Redemption of warrants.

·Once the warrants become exercisable, the Company may redeem the outstanding warrants:

 

·in whole and not in part;

 

·at a price of $0.01 per warrant;

 

·upon not less than 30 days’ prior written notice of redemption (the “30-day redemption period”) to each warrant holder; and

 

·if, and only if, the reported last sale price of the Class A common stock (or the closing bid price of the common stock in the event shares of the common stock are not traded on any specific day) equals or exceeds $18.00 per share (as adjusted for stock splits, stock dividends, reorganizations, recapitalizations and the like) for any 20 trading days within a 30 trading day period ending three business days before the Company sends the notice of redemption to the warrant holders.

 

The “fair market value” of the Class A common stock shall mean the volume weighted average price of the Class A common stock during the 10 trading days immediately following the date on which the notice of redemption is sent to the holders of warrants.

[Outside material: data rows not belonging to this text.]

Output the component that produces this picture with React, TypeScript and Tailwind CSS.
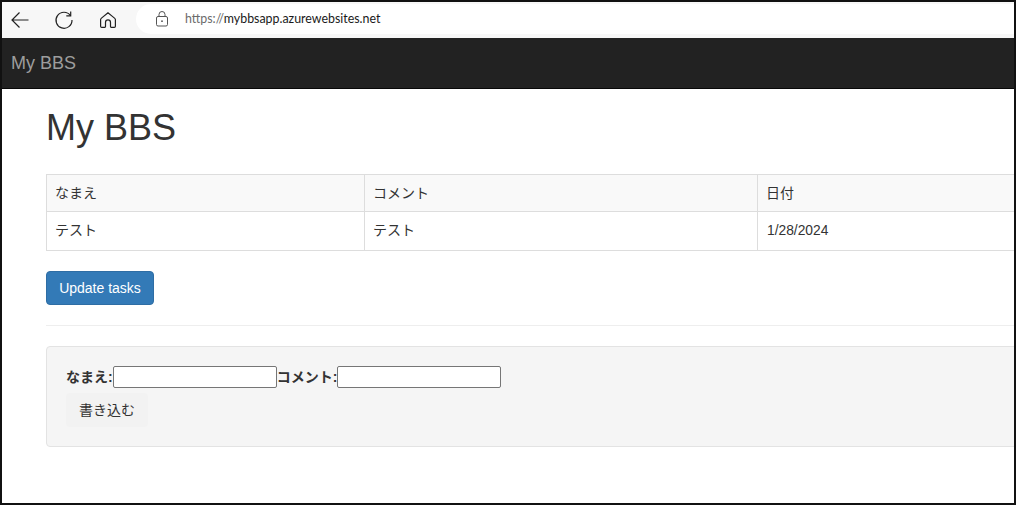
import React from "react";

const cjk = "font-['Liberation_Sans','Noto_Sans_CJK_JP',sans-serif]";

function Back() {
  return (
    <svg width="20" height="20" viewBox="0 0 20 20" fill="none" stroke="#222" strokeWidth="1.2">
      <path d="M18.5 10H2M9.5 2.5L2 10l7.5 7.5" />
    </svg>
  );
}
function Reload() {
  return (
    <svg width="20" height="20" viewBox="0 0 20 20" fill="none" stroke="#222" strokeWidth="1.2">
      <path d="M16.5 5.6A8 8 0 1 0 18 10" />
      <path d="M16.7 1.5v4.4h-4.4" />
    </svg>
  );
}
function Home() {
  return (
    <svg width="18" height="18" viewBox="0 0 18 18" fill="none" stroke="#222" strokeWidth="1.2">
      <path d="M9 1.8L2.2 7.4c-.4.3-.6.7-.6 1.2v6.6c0 .6.5 1.1 1.1 1.1h3.1c.4 0 .7-.3.7-.7v-4.2a2.5 2.5 0 0 1 5 0v4.2c0 .4.3.7.7.7h3.1c.6 0 1.1-.5 1.1-1.1V8.6c0-.5-.2-.9-.6-1.2L9 1.8z" />
    </svg>
  );
}
function Lock() {
  return (
    <svg width="14" height="16" viewBox="0 0 14 16" fill="none" stroke="#555" strokeWidth="1">
      <rect x="1.5" y="5.5" width="11" height="9.5" rx="1.5" />
      <path d="M4 5.5V3.5a3 3 0 0 1 6 0v2" />
      <circle cx="7" cy="10.2" r="0.9" fill="#555" stroke="none" />
    </svg>
  );
}

export default function App() {
  return (
    <div className={`w-[1016px] h-[505px] border-2 border-[#111] bg-white overflow-hidden text-[14px] leading-[20px] text-[#333] ${cjk}`}>
      <div className="h-[36px] bg-[#f7f7f7] flex items-center">
        <div className="ml-[8px] w-[20px] flex justify-center"><Back /></div>
        <div className="ml-[24px] w-[20px] flex justify-center"><Reload /></div>
        <div className="ml-[25px] w-[18px] flex justify-center"><Home /></div>
        <div className="ml-[19px] h-[30px] -mt-[2px] flex-1 bg-white rounded-l-[15px] flex items-center">
          <div className="ml-[19px] flex"><Lock /></div>
          <div className="ml-[16px] text-[12.4px] font-['Lato',sans-serif] text-[#1a1a1a]">
            <span className="text-[#6b6b6b]">https://</span>mybbsapp.azurewebsites.net
          </div>
        </div>
      </div>
      <div className="h-[51px] bg-[#222222] border-b border-[#080808] flex items-center pl-[9px]">
        <span className="text-[18px] text-[#9d9d9d] leading-[20px]">My BBS</span>
      </div>
      <div className="pl-[44px] w-[1100px]">
        <h1 className="mt-[19px] text-[36px] leading-[40px] font-medium text-[#333]">My BBS</h1>
        <table className="mt-[26px] w-[1060px] border-collapse table-fixed">
          <colgroup>
            <col className="w-[318px]" />
            <col className="w-[393px]" />
            <col />
          </colgroup>
          <tbody>
            <tr className="bg-[#f9f9f9] h-[37px]">
              <td className="border border-[#dddddd] px-[8px]">なまえ</td>
              <td className="border border-[#dddddd] px-[8px]">コメント</td>
              <td className="border border-[#dddddd] px-[8px]">日付</td>
            </tr>
            <tr className="h-[39px]">
              <td className="border border-[#dddddd] px-[8px] pb-[2px]">テスト</td>
              <td className="border border-[#dddddd] px-[8px] pb-[2px]">テスト</td>
              <td className="border border-[#dddddd] pl-[9px] pr-[8px] pb-[1px] text-[13.8px]">1/28/2024</td>
            </tr>
          </tbody>
        </table>
        <button className="mt-[20px] block w-[108px] h-[34px] bg-[#337ab7] border border-[#2e6da4] rounded-[4px] text-white text-[14px]">
          Update tasks
        </button>
        <div className="mt-[20px] border-t border-[#eeeeee]" />
        <div className="mt-[20px] w-[1060px] h-[101px] bg-[#f5f5f5] border border-[#e3e3e3] rounded-[4px] pt-[19px] pl-[19px]">
          <div className="flex items-center h-[22px] font-bold">
            <label>なまえ:</label>
            <input className="w-[164px] h-[22px] bg-white border border-[#767676] rounded-[2px]" />
            <label>コメント:</label>
            <input className="w-[164px] h-[22px] bg-white border border-[#767676] rounded-[2px]" />
          </div>
          <button className="mt-[5px] block w-[82px] h-[34px] bg-[#f2f2f2] rounded-[4px] text-[14px] text-[#333]">
            書き込む
          </button>
        </div>
      </div>
    </div>
  );
}
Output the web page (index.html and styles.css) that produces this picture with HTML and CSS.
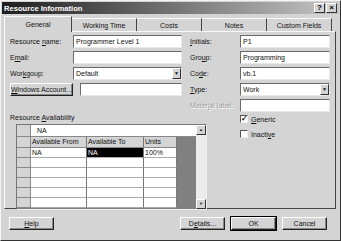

This redemption feature differs from the typical warrant redemption features used in other blank check offerings. The Company will provide its warrant holders with the final fair market value no later than one business day after the 10 trading day period described above ends. In no event will the warrants be exercisable in connection with this redemption feature for more than 0.361 shares of Class A common stock per warrant (subject to adjustment).

 

Note 8 — Subsequent Events

 

The Company evaluated subsequent events and transactions that occurred after the balance sheet date through December 27, 2021, the date that the financial statement was issued. Based on this, the Company did not identify any subsequent events that would have required adjustment or disclosure in the financial statement.